Evans v. Concord R. Corp.

Decision Date25 July 1890
Citation21 A. 105,66 N.H. 194
PartiesEVANS v. CONCORD R. CORP.
CourtNew Hampshire Supreme Court

Exceptions from Rockingham county.

This was an action for carelessly causing the death of the plaintiff's intestate by running upon her with a locomotive and train of cars at a highway crossing, in Epping, April 23, 1888. At the close of the plaintiff's evidence, a nonsuit was ordered on motion of the defendants; and the plaintiff excepted.

Drury & Peaslee, for plaintiff.

Chase & Streeter and Marston & Eastman, for defendants.

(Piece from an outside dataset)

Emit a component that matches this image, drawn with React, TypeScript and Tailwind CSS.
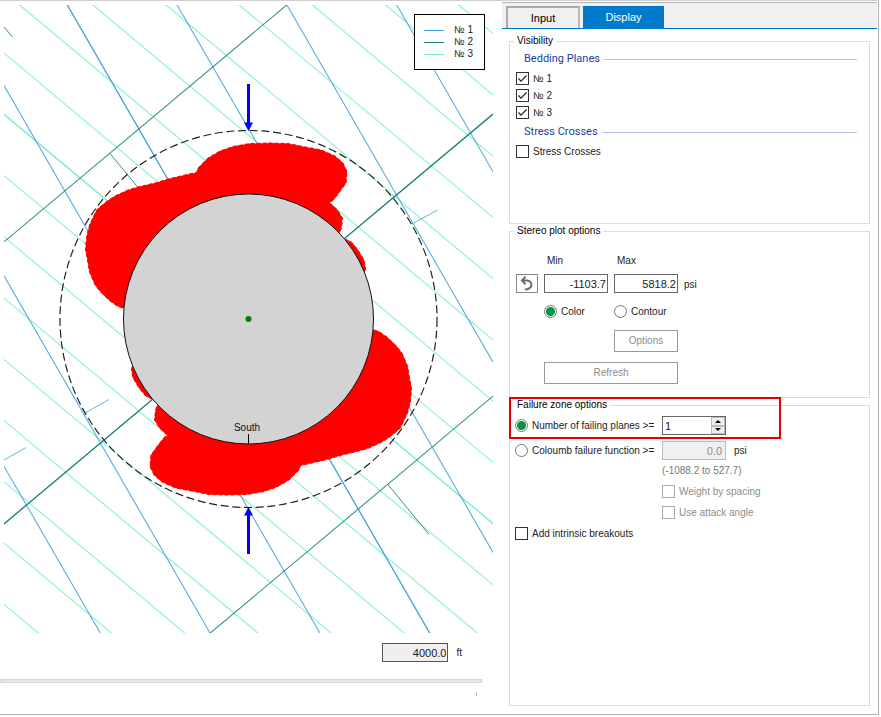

SMITH, J. There was competent evidence for the jury upon the question of due care on the part of the plaintiff's intestate. Her fear of the crossing; her habit of waiting for trains to pass before leaving home; the fact that she had a safe horse; that the train was a special one run near the time of a regular train; that she had her watch with her; that she stopped at the foot of the rise; that the view was to some extent obstructed; that the warning signal was not given as required by statute; and the fact that she regarded the crossing as a place of danger,—were facts from which it was competent for the jury to find that she was using ordinary care in looking and listening for the approach of a train. The question is not how much weight should be given to the evidence, but whether it was sufficient for the jury to find for the plaintiff. State v. Railroad Co., 52 N. H. 528; State v. Railroad Co., 58 N. H. 408, 410; Clark v. Railroad Co., 64 N. H. 323, 324, 10 Atl. Rep. 676. In Nutter v. Railroad Co., 60 N. H. 483, 485, it was said: "The plaintiff's belief in the defendant's knowledge and presumed obedience of the speed law may have been a sufficient excuse for his want of vigilance in not observing the approaching train, and whether or not it was a sufficient excuse is a question of fact, which was properly submitted to the jury." In this case, all the evidence shows that the whistle was not sounded until after the whistling-post, located 59 1/2 rods from the crossing, had been passed. It is argued that it did not matter to Mrs. Evans that the post was located less than 80 rods from the crossing, nor that the engineer did not sound the whistle until he had passed it, because she had knowledge of the actual location of the post and of the habitual neglect of the engineers seasonably to sound the whistle; and that, "under the circumstances disclosed, it would not have been reasonable for her to act upon the belief...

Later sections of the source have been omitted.